*- Por Cristian Moreira Junior
Certo é que as eleições presidenciais estadunidenses sempre foram um evento político que concentra a atenção mundial, pelo menos a partir do término da Segunda Grande Guerra. Isso porque essas eleições não apenas definem os rumos que tomarão as questões domésticas, problema exclusivo dos seus cidadãos, mas porque definem também os rumos das relações internacionais como um todo. Trata-se da nação que ainda conta com a maior influência econômico-diplomática ao redor do globo, posição que vem aos poucos sendo questionada pelos gigantes orientais, a saber, a Rússia e principalmente a China.
No entanto, nunca antes o Brasil se demonstrou com os ânimos tão envolvidos com essa eleição. Páginas foram criadas para discutir o assunto; jornais digitais acompanham as notícias sobre as apurações dos votos em tempo real; comentaristas discutem o assunto em canais de televisão; a produção de memes (fenômeno que coloca nos coloca em posição de destaque global) se coloca à todo vapor. Houve até quem convocasse, talvez ironicamente, uma manifestação na Praça do Bandeirante aqui em nossa cidade, se posicionando a favor de um dos candidatos. Ficamos nos perguntando o porquê de tamanho interesse.
Certamente a questão que se apresenta, pelo menos nos meios mais sérios da discussão pública, é a quantas vai ficar o posicionamento diplomático do Brasil com os EUA. Pelo menos desde que foi eleito, em 2018, ou ainda no período de campanha, o sr. Presidente da República, Jair Bolsonaro, demonstrou uma espécie de alinhamento automático – pra não dizer ideológico – com os interesses estadunidenses, mais especificamente personificados na figura de seu chefe de estado, Donald Trump. Poderíamos mencionar diversos exemplos de demonstração pública deste alinhamento nos quase dois anos de exercício da Presidência, das mais antigas às mais recentes, como a crítica precipitada de Bolsonaro à Biden. Mas por motivos de espaço, podemos concentrar nossa atenção em eventualidades que ao meu ver passaram quase despercebidas.

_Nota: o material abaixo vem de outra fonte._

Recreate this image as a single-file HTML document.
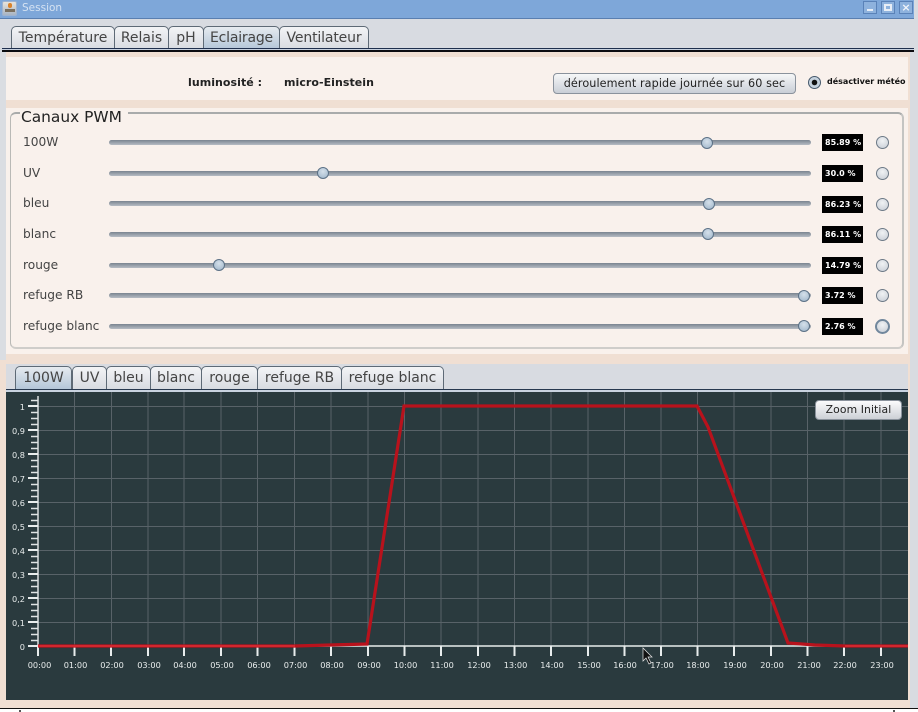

No mês de outubro recebemos a visita do embaixador estadunidense Robert O’Brien. O senhor Presidente o recebeu no Palácio do Planalto, como de fato deveria fazer. Ali, na presença de nosso Presidente mesmo, falou de forma imperativa e categórica sobre como deveríamos nos posicionar a respeito da tecnologia 5G da Huawei, isto é, da China. Fez isso, parece, não na forma de conselho (como deveria ter sido), e sem levar em conta que estava se comunicando com um país soberano e autônomo. Ignorou as relações diplomático-históricas entre nossa nação e a China, nem a importância da relação econômica que possuímos com este país, tendo em vista que boa parte da nossa produção de commodities se direciona para lá. O senhor presidente pareceu submisso. Dali seguiram para o Itamaraty, onde a mensagem a ser transmitida seria a mesma.

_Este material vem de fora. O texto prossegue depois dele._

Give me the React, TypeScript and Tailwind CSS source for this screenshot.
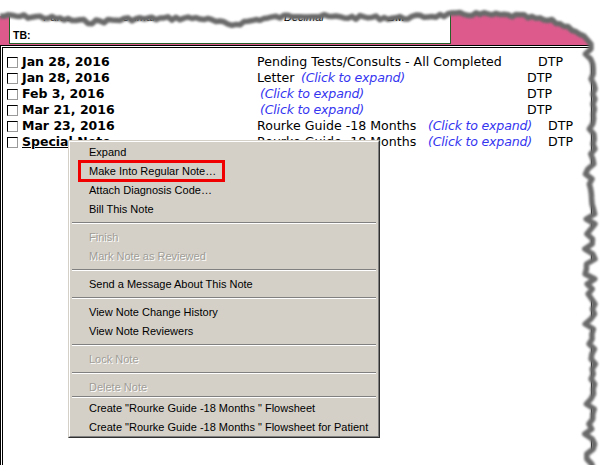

O governo de Donald Trump decidiu, então, mudar de estratégia e dialogar diretamente com as operadoras brasileiras, fazendo uma espécie de lobby tão comum em sua casa. Nossas empresas foram constrangidas com um convite para uma reunião solicitada pelo próprio embaixador dos EUA no Brasil. Dizendo de outra forma, os EUA passaram por cima do governo brasileiro para pressionar nossas empresas a não aceitarem a tecnologia 5G chinesa. E, mais uma vez, o governo brasileiro permaneceu em silêncio. Em nada se manifestou sobre o assunto.

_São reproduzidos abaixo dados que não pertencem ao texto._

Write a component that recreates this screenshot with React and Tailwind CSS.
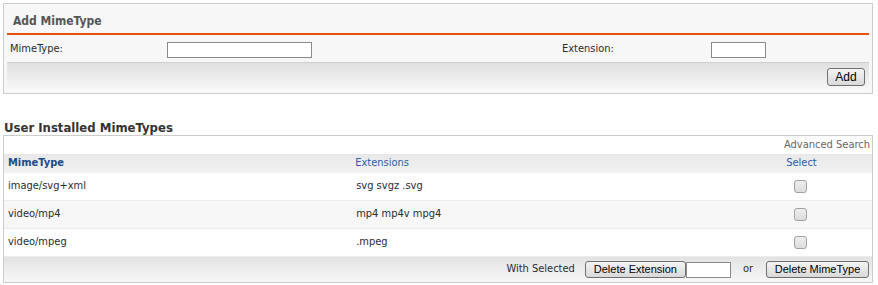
import React from 'react';

const rows = [
  { mime: 'image/svg+xml', ext: 'svg svgz .svg' },
  { mime: 'video/mp4', ext: 'mp4 mp4v mpg4' },
  { mime: 'video/mpeg', ext: '.mpeg' },
];

const Btn = ({ children, className = '' }) => (
  <button
    className={
      'h-[17px] rounded-[3px] border border-[#707070] bg-gradient-to-b from-[#f4f4f4] to-[#d9d9d9] font-["Liberation_Sans",Arial,sans-serif] text-[11px] leading-none text-black ' +
      className
    }
  >
    {children}
  </button>
);

const Check = () => (
  <span className="block h-[13px] w-[13px] rounded-[3px] border border-[#a2a2a2] bg-gradient-to-b from-[#eeeeee] to-[#dcdcdc]" />
);

export default function App() {
  return (
    <div className="h-[285px] w-[878px] bg-white pt-[3px] font-['DejaVu_Sans_Condensed','Liberation_Sans',sans-serif] text-[11px] text-[#2b2b2b]">
      {/* add form panel */}
      <div className="ml-[3px] w-[870px] border border-[#cccccc] bg-[#f7f7f7] p-[3px]">
        <div className="flex h-[26px] items-center pl-[6px] pt-[2px] text-[12px] font-bold text-[#555]">
          Add MimeType
        </div>
        <div className="h-[2px] bg-[#e2500c]" />
        <div className="flex h-[27px] items-center pt-[2px]">
          <div className="w-[160px] pl-[3px]">MimeType:</div>
          <input className="h-[16px] w-[145px] border border-[#8a8a8a] bg-white" />
          <div className="ml-[250px] w-[149px]">Extension:</div>
          <input className="h-[16px] w-[55px] border border-[#8a8a8a] bg-white" />
        </div>
        <div className="flex h-[28px] items-center justify-end border-t border-[#cfcfcf] bg-gradient-to-b from-[#e0e0e0] to-[#f7f7f7] pr-[4px] pt-[1px]">
          <Btn className="h-[18px] w-[38px] text-[12px]">Add</Btn>
        </div>
      </div>

      <div className="mt-[26px] flex h-[15px] items-center pl-[4px] text-[13px] font-bold text-[#333]">
        User Installed MimeTypes
      </div>

      {/* table */}
      <div className="ml-[3px] w-[870px] border border-[#cccccc]">
        <div className="flex h-[18px] items-center justify-end pr-[2px] text-[#666]">Advanced Search</div>
        <div className="grid h-[19px] grid-cols-[40%_50%_10%] items-center bg-gradient-to-b from-[#e8e8e8] to-[#f2f2f2] text-[#2a5ca8]">
          <div className="pl-[4px] font-bold text-[#1d4a8c]">MimeType</div>
          <div className="pl-[4px]">Extensions</div>
          <div className="pl-[1px]">Select</div>
        </div>
        {rows.map((r, i) => (
          <div
            key={r.mime}
            className={
              'grid h-[28px] grid-cols-[40%_50%_10%] items-center border-b border-[#ececec] ' +
              (i % 2 === 1 ? 'bg-[#f7f7f7]' : 'bg-white')
            }
          >
            <div className="pl-[4px]">{r.mime}</div>
            <div className="pl-[5px]">{r.ext}</div>
            <div className="pl-[9px]">
              <Check />
            </div>
          </div>
        ))}
        <div className="flex h-[25px] items-center justify-end bg-gradient-to-b from-[#e3e3e3] to-[#f7f7f7] pr-[3px]">
          <span className="mr-[10px]">With Selected</span>
          <Btn className="w-[101px]">Delete Extension</Btn>
          <input className="h-[16px] w-[45px] border border-[#8a8a8a] bg-white" />
          <span className="ml-[12px] mr-[13px]">or</span>
          <Btn className="w-[103px]">Delete MimeType</Btn>
        </div>
      </div>
    </div>
  );
}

Esse alinhamento automático, transfigurado em submissão, causa para o Brasil um certo transtorno. Com a vitória de Biden, por motivos óbvios, enfrentaremos um duro cenário. Problemático, pra dizer o mínimo. De qualquer forma, teremos que aguardar um pouco. Uns aflitos, outros nem tanto. Aliás, que se invista logo na criação de uma justiça eleitoral (no Brasil já existe desde 1932), e em um sistema eletrônico de captação dos votos, porque o Brasil não merece tanta agonia. Podemos até ensinar como se faz…
*-Cristian de Paula Sales Moreira Junior é professor de História e mestre em História Política pela UFG.